BABIA GÓRA Powiatsuski 21 February 2022

BABIA GÓRA

Babia Góra (1725 m amsl), the highest peak of the Western Beskid Mountains and at the same time the highest point – apart from the Tatras – on the map of Poland, is an exceptional place. Its massive, majestic silhouette rises high above the surrounding mountain ridges, being one of the most characteristic points of the Beskid panorama. The view of the peak, often hidden in clouds and battered by violent winds, has for centuries stirred the imagination of the local people, and local legends made it a place of witches’ sabbaths, feasting with devils (this is probably where the popular name of the main peak of the massif – Diablak – comes from).

Babia Góra is known as the ‘Queen of Beskids’, although the mountain is also called ‘Kapryśnica’ (capricious mountain) and the poet Seweryn Goszczyński baptised it as the ‘Mother of Inclement Weather’. Indeed, the weather on Babia Góra does play tricks on us, and strong winds on its summit are a phenomenon known to almost every tourist who has climbed it, but the ‘Queen’ can also be kind, and in fact it is not uncommon to have beautiful sunny days, during which a trip to the top will remain a wonderful, unforgettable experience. The sunrises (or sunsets) viewed from here are also very famous.

The stone obelisk with the Hungarian inscription, which is no longer readable, commemorates the 1806 expedition of Archduke Joseph Habsburg, the brother of Austrian Emperor Franz I. Next to the obelisk, there is a stone wall, which offers protection from strong winds, very common on the summit. Next to the north-eastern end of the wall, among the boulders, one can find a large, natural rock slab with a barely readable, but still visible, inscription dedicated to Józef Piłsudski, carved on the initiative of The 74 Upper Silesian Infantry Regiment. A little further on, already on the Slovakian side of the border, there is a monument commemorating the visit of John Paul II to Slovakia and his earlier visits to Babia Góra, erected in 1995 by the inhabitants of villages in the Slovakian Orava region near Babia Góra: Oravská Polhora, Rabča, Rabčice and Sihelné.

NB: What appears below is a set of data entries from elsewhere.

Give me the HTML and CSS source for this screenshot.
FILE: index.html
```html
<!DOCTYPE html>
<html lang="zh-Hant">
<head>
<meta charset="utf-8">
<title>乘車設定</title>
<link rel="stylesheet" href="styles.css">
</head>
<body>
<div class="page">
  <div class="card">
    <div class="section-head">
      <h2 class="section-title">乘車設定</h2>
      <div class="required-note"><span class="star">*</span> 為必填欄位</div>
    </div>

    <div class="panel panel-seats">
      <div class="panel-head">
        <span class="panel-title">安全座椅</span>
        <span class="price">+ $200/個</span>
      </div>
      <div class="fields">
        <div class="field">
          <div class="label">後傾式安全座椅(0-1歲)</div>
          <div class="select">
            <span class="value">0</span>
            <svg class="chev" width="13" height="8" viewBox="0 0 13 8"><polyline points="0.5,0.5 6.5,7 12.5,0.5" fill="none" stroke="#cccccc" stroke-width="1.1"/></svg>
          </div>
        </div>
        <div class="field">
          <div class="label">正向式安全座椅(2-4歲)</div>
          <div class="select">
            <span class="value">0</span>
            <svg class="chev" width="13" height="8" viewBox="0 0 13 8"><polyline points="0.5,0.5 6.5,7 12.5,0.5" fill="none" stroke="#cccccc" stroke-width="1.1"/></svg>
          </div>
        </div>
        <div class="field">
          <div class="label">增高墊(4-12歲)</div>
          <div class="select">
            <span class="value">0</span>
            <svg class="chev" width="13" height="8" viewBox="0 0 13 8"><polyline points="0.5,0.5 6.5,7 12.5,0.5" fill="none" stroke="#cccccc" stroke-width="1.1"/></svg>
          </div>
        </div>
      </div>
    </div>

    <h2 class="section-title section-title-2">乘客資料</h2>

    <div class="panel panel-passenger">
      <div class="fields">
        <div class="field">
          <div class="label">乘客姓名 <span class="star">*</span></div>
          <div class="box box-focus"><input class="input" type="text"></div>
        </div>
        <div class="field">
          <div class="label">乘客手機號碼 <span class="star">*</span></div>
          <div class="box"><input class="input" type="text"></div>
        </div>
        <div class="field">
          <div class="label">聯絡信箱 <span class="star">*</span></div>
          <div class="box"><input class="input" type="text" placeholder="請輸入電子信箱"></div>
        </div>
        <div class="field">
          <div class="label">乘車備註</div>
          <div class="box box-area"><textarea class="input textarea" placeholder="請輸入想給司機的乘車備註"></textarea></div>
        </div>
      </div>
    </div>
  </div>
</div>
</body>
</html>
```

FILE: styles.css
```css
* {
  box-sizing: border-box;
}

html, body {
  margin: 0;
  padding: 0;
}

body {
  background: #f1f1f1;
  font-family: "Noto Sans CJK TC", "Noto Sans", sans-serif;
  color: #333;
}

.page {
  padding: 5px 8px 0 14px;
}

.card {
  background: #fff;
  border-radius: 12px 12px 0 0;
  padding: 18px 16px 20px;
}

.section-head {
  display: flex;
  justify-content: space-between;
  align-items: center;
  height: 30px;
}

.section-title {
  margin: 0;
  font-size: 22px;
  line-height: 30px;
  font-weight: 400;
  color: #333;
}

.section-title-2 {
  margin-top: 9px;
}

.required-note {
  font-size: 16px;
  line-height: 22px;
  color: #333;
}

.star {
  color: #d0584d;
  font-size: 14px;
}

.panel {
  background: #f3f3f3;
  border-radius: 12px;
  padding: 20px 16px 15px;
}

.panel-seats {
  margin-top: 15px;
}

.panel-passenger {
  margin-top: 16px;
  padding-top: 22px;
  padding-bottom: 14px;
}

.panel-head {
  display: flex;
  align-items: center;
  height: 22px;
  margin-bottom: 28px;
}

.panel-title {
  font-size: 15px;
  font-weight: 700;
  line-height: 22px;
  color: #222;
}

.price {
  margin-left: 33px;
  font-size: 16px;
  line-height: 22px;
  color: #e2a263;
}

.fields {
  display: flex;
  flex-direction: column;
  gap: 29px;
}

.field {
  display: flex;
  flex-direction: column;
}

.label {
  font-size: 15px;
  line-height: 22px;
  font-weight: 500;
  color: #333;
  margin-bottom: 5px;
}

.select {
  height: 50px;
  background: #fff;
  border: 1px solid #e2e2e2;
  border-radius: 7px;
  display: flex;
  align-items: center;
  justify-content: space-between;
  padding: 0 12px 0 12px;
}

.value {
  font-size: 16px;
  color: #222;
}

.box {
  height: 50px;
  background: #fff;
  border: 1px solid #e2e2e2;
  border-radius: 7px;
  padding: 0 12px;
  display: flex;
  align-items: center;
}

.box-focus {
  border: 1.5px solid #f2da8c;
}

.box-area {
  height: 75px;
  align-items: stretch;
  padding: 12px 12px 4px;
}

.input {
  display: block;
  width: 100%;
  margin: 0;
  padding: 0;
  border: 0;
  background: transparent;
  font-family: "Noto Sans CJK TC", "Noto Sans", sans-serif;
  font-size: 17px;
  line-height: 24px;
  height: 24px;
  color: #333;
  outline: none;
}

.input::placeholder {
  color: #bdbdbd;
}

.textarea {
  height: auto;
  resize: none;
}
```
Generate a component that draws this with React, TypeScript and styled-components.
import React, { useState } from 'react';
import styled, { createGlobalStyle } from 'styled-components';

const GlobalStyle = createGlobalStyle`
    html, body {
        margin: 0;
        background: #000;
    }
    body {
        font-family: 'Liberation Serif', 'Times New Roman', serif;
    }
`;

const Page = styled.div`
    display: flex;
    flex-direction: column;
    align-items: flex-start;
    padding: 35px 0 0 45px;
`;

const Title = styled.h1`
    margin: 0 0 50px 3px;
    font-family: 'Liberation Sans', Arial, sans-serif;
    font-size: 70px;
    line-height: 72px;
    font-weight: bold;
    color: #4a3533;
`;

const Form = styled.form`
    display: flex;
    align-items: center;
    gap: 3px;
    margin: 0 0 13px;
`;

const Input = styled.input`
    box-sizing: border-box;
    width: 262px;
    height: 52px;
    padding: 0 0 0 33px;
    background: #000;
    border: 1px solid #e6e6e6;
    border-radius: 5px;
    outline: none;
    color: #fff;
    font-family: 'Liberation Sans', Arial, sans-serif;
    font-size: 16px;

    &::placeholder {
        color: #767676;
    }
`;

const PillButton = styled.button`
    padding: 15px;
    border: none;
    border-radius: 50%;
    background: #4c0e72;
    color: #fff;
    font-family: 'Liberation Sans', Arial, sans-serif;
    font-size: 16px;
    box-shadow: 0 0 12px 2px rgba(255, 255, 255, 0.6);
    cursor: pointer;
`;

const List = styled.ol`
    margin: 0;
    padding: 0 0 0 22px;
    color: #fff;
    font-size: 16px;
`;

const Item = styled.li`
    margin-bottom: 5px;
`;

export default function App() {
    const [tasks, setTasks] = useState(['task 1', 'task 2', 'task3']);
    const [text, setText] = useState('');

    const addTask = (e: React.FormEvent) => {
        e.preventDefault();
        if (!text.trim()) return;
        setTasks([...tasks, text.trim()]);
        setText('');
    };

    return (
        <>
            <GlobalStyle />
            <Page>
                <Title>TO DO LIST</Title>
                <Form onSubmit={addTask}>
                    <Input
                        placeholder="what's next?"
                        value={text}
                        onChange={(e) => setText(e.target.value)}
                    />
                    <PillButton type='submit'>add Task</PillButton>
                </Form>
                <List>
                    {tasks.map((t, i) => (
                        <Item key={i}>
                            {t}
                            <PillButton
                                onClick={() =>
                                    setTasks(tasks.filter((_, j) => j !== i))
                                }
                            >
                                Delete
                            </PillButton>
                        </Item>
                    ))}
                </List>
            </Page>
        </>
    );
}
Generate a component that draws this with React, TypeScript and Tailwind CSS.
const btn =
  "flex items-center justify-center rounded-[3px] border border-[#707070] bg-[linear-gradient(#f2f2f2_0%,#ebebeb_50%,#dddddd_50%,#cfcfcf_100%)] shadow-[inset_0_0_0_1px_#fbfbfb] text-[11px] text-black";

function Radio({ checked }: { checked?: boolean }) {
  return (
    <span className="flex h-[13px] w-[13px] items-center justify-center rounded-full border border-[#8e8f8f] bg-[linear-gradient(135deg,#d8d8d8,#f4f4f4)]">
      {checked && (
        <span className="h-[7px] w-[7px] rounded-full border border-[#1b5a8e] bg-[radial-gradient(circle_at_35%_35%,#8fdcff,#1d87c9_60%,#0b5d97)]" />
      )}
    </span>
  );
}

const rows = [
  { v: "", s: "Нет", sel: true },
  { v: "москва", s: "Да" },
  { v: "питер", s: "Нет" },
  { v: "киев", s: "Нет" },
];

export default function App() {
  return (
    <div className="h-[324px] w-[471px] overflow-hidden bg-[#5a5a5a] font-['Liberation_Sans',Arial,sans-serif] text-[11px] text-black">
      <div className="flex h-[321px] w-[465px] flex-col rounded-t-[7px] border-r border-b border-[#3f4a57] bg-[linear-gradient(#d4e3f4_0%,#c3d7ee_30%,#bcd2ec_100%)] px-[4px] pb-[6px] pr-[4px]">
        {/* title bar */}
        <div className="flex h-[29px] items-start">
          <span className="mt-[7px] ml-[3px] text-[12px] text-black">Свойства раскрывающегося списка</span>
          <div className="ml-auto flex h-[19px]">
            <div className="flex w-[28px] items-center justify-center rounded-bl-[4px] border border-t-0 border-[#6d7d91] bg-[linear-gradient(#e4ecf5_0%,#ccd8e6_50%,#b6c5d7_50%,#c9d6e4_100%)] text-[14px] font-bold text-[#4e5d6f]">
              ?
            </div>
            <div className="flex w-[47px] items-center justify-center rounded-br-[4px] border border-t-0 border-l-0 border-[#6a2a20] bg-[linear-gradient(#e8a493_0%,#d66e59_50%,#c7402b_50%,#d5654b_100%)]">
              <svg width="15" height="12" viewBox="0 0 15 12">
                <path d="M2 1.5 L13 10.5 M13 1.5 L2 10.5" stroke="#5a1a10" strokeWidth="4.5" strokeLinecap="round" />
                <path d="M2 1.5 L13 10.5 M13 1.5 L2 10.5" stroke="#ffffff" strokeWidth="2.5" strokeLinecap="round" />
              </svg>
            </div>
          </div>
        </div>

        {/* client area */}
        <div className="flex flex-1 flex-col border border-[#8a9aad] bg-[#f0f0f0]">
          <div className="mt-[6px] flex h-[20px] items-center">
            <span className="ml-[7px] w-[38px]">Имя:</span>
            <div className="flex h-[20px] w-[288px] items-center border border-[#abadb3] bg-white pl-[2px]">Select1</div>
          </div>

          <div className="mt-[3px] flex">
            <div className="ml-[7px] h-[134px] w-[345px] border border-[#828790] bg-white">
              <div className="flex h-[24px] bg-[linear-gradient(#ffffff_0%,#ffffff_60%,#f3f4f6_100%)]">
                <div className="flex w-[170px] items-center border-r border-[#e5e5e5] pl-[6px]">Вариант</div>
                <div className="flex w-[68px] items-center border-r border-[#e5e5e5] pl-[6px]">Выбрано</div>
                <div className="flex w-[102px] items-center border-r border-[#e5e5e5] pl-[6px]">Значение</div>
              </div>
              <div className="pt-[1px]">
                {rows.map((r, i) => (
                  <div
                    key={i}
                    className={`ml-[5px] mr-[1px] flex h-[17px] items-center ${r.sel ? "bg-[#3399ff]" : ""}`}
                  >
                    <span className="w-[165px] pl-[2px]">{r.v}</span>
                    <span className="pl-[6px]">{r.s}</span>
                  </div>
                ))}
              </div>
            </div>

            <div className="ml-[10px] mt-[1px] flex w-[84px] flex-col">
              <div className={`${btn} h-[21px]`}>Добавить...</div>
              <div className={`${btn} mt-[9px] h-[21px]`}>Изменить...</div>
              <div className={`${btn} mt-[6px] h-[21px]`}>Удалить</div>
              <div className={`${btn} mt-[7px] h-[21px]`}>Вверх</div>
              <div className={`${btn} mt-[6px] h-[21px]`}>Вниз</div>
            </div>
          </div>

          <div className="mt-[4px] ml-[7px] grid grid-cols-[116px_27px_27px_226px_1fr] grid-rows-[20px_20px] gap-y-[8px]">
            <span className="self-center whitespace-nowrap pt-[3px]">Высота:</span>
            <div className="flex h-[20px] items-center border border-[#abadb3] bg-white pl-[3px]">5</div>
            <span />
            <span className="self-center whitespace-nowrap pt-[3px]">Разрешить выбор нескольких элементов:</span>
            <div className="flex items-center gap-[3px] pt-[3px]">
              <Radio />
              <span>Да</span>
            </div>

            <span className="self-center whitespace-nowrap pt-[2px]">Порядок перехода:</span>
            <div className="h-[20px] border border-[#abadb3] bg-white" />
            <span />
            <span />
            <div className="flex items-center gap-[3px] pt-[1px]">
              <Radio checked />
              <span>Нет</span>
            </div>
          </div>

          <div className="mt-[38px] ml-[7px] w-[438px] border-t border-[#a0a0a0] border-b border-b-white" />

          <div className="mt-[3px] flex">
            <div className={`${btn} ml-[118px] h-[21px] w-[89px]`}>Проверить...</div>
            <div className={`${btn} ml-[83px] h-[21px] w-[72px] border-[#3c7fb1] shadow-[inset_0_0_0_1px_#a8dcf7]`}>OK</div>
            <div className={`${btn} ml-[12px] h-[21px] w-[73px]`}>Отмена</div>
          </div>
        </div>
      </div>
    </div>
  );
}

The surrounding panorama from Babia Góra is considered by many to be the most extensive in the whole Polish Beskid Mountains. Particularly beautiful is the Tatra Mountains chain towering above the flat bottom of the Orawsko-Nowotarska Basin, where the surface of Orava Lake glistens and the roofs of villages in Polish and Slovakian Orava. You can also see a whole range of other mountain ranges in Slovakia (the Nízke Tatry, the Chočské vrchy, the Veľká and Malá Fatra mountains and the lower the Lubovské vrchy and the Magura Oravská) and in Poland (the Żywiec, Silesian, Little, Maków and Island Beskids and the Gorce mountains, and even more distantly: the Beskid Sadecki and the Pieniny mountains).